Von 1939-1945 starben 152 Ruppichterother an den Folgen des Krieges, erklärt Eilmes. "23 jüdische Mitbürger wurden ermordet, 19 konnten sich diesem Schicksal nur durch Flucht in die USA und nach Israel entziehen. Zahlreiche Soldaten befanden sich noch in Gefangenschaft. Die letzten von ihnen kamen 1955 frei." Doch es gab auch Zuzüge nach Ruppichteroth. Die meisten von ihnen kamen aus den ehemaligen deutschen Ostgebieten, wo sie ihre Heimat an Polen und Russen verloren hatten, oft auch noch ihre Familienangehörigen. Die Familie Maxton flüchtete von Berlin über das 1939 eroberte Westpolen nach Ruppichteroth.

Familie Maxton:

"August 1943 : wegen der häufigen Bombenangriffe auf Berlin werden alle Mütter mit Kindern evakuiert.

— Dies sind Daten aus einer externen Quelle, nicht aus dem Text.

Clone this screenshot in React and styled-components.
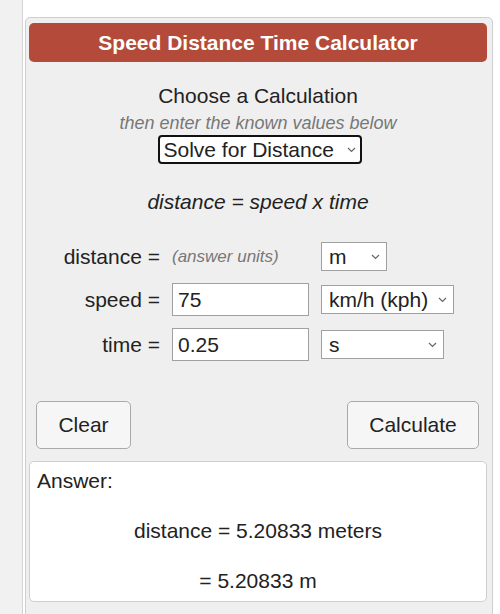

Hildegard Maxton (die Mutter) zieht mit ihrem gesamten Hausstand – Hitler glaubte zu diesem Zeitpunkt noch an einen deutschen Endsieg und plante später Reichsdeutsche in die noch zu erobernden Gebiete auszusiedeln – in den Osten um. Die Familie wurde in die obere Lehrerwohnung einer Schule in Waldowsee (polnisch Suchatowka ) Kreis Agenau im Warthegau ( liegt zwischen Thorn und Hohensalza ) eingewiesen. In der unteren Wohnung lebte die aus Lettland stammende deutsche Lehrerin (Frau Scheffel mit ihrer Mutter ), denn es gab in Waldowsee viele volks- und einige reichsdeutsche Familien.

Als ab  Weihnachten 1944  immer mehr Trecks mit deutschen Flüchtlingen aus dem Osten durch Waldowsee nach Westen zogen, fuhr Hildegard Maxton 2 mal vergeblich zum Kreisleiter nach Hohensalza um die Genehmigung zu erhalten , mit ihren 4 Kindern ( 9 , 8, 5 und 3 Jahre alt ) ebenfalls nach Westen aufzubrechen; die Ablehnung wurde damit begründet, das sei „Wehrkraftzersetzung“, gleichbedeutend mit Fahnenflucht. Mutter hatte aber schon vorsorglich  Pakete mit Bettwäsche, Handtüchern usw. zu einer Schulfreundin auf einem Hof  im Oldenburgischen geschickt."